Additional information:
Quadratic Formula helps to evaluate the solution of quadratic equations replacing the factorization method. A quadratic equation is of the form of $a{{x}^{2}}+bx+c=0$, where $a,b$ and $c$ are real numbers, also called “numeric coefficients”. We know that a second-degree polynomial will have at most two zeros. Therefore, a quadratic equation will have at most two roots. By splitting the middle term, we can factorize quadratic polynomials.

Note:
1) The term ${{b}^{2}}-4ac$ in the quadratic formula is known as the discriminant of a quadratic equation. The discriminant of a quadratic equation reveals the nature of roots.

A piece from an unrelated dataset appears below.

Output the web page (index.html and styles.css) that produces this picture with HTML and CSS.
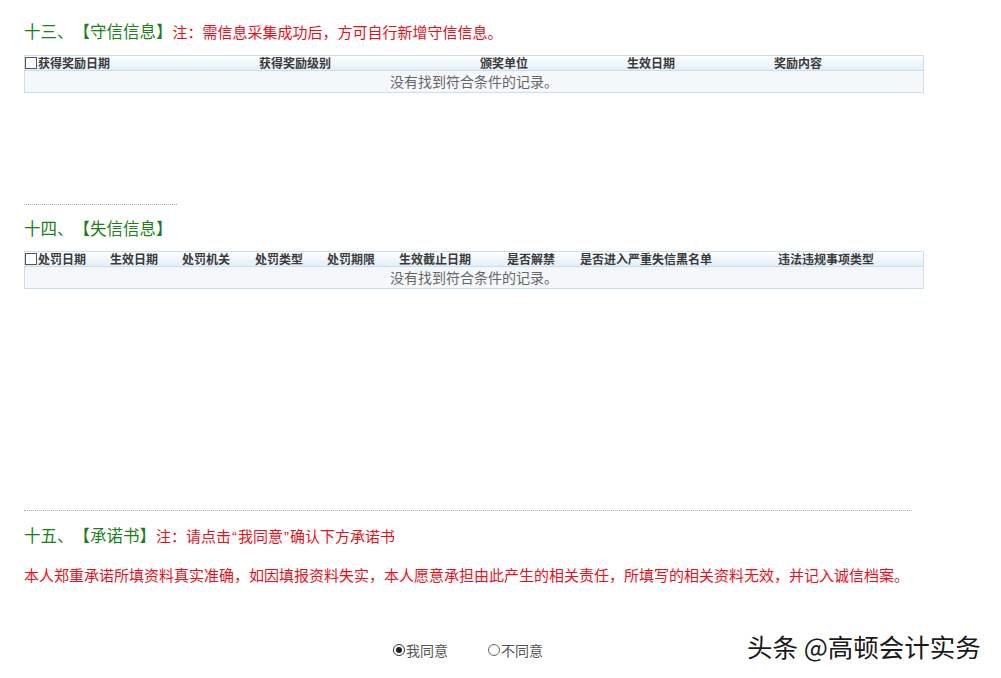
FILE: index.html
```html
<!DOCTYPE html>
<html lang="zh-CN">
<head>
<meta charset="UTF-8">
<title>信息采集</title>
<link rel="stylesheet" href="styles.css">
</head>
<body>
<div id="page">
	<div class="sec sec13">
		<h3 class="title">十三、【守信信息】<span class="note">注：需信息采集成功后，方可自行新增守信信息。</span></h3>
		<div class="grid">
			<div class="head head13">
				<span><i class="chk"></i>获得奖励日期</span>
				<span>获得奖励级别</span>
				<span>颁奖单位</span>
				<span>生效日期</span>
				<span>奖励内容</span>
			</div>
			<div class="empty">没有找到符合条件的记录。</div>
		</div>
	</div>

	<div class="line short"></div>

	<div class="sec sec14">
		<h3 class="title">十四、【失信信息】</h3>
		<div class="grid">
			<div class="head head14">
				<span><i class="chk"></i>处罚日期</span>
				<span>生效日期</span>
				<span>处罚机关</span>
				<span>处罚类型</span>
				<span>处罚期限</span>
				<span>生效截止日期</span>
				<span>是否解禁</span>
				<span>是否进入严重失信黑名单</span>
				<span>违法违规事项类型</span>
			</div>
			<div class="empty">没有找到符合条件的记录。</div>
		</div>
	</div>

	<div class="line long"></div>

	<div class="sec sec15">
		<h3 class="title">十五、【承诺书】<span class="note">注：请点击<span class="q">“</span>我同意<span class="q">”</span>确认下方承诺书</span></h3>
		<p class="promise">本人郑重承诺所填资料真实准确，如因填报资料失实，本人愿意承担由此产生的相关责任，所填写的相关资料无效，并记入诚信档案。</p>
		<div class="agree">
			<label><i class="radio on"></i>我同意</label>
			<label><i class="radio"></i>不同意</label>
		</div>
	</div>

	<div class="mark">头条 @高顿会计实务</div>
</div>
</body>
</html>
```

FILE: styles.css
```css
body,
h3,
p {
	margin: 0;
	padding: 0;
}

body {
	font-family: "Noto Sans CJK SC", "Liberation Sans", sans-serif;
	background: #fff;
	text-spacing-trim: space-all;
}

#page {
	position: relative;
	width: 1001px;
	height: 678px;
	padding-left: 24px;
	box-sizing: border-box;
	overflow: hidden;
}

.title {
	font-size: 16.5px;
	font-weight: normal;
	color: #1b7f1b;
	height: 20px;
	line-height: 20px;
	white-space: nowrap;
}

.title .note {
	font-size: 15px;
	color: #e8101a;
}

.title .q {
	font-family: "Liberation Sans", sans-serif;
	padding: 0 1px;
}

.sec13 {
	padding-top: 21px;
}

.sec13 .title {
	margin-bottom: 14px;
}

.grid {
	width: 898px;
	border: 1px solid #c8dfee;
}

.head {
	display: grid;
	height: 14px;
	line-height: 14px;
	font-size: 12px;
	font-weight: bold;
	color: #3a3a3a;
	background: linear-gradient(#ffffff, #e3eff8);
	border-bottom: 1px solid #c8dfee;
	white-space: nowrap;
}

.head span {
	display: flex;
	align-items: center;
}

.head13 {
	grid-template-columns: 234px 221px 147px 147px 1fr;
}

.head14 {
	grid-template-columns: 85px 72px 73px 72px 72px 108px 73px 198px 1fr;
}

.chk {
	display: inline-block;
	width: 10px;
	height: 10px;
	border: 1px solid #555;
	background: #fff;
	margin-right: 1px;
}

.empty {
	height: 21px;
	line-height: 21px;
	text-align: center;
	font-size: 14px;
	color: #666;
	background: #f5f8fb;
}

.line {
	border-top: 1px dotted #aaa;
}

.line.short {
	width: 153px;
	margin-top: 111px;
}

.line.long {
	width: 888px;
	margin-top: 221px;
}

.sec14 {
	padding-top: 13px;
}

.sec14 .title {
	margin-bottom: 13px;
}

.sec15 {
	padding-top: 14px;
}

.promise {
	margin-top: 20px;
	font-size: 15px;
	line-height: 20px;
	color: #e8101a;
	white-space: nowrap;
}

.agree {
	display: flex;
	gap: 40px;
	margin-top: 55px;
	padding-left: 369px;
	font-size: 14px;
	line-height: 20px;
	color: #555;
}

.agree label {
	display: flex;
	align-items: center;
}

.radio {
	position: relative;
	display: inline-block;
	width: 10px;
	height: 10px;
	border: 1px solid #666;
	border-radius: 50%;
	margin-right: 1px;
}

.radio.on {
	border-color: #333;
}

.radio.on:after {
	content: "";
	position: absolute;
	left: 2px;
	top: 2px;
	width: 6px;
	height: 6px;
	border-radius: 50%;
	background: #222;
}

.mark {
	position: absolute;
	left: 747px;
	top: 630px;
	font-size: 25.5px;
	line-height: 32px;
	color: #1a1a1a;
	white-space: nowrap;
	text-shadow: 1px 1px 0 #fff, -1px -1px 0 #fff, 1px -1px 0 #fff, -1px 1px 0 #fff;
}
```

2) If the value of discriminant $=0$ i.e. ${{b}^{2}}-4ac=0$ the quadratic equation will have equal roots.
3) If the value of discriminant $<0$ i.e. ${{b}^{2}}-4ac<0$ the quadratic equation will have imaginary roots.
4) If the value of discriminant $>0$ i.e. ${{b}^{2}}-4ac>0$ then the quadratic equation will have real roots.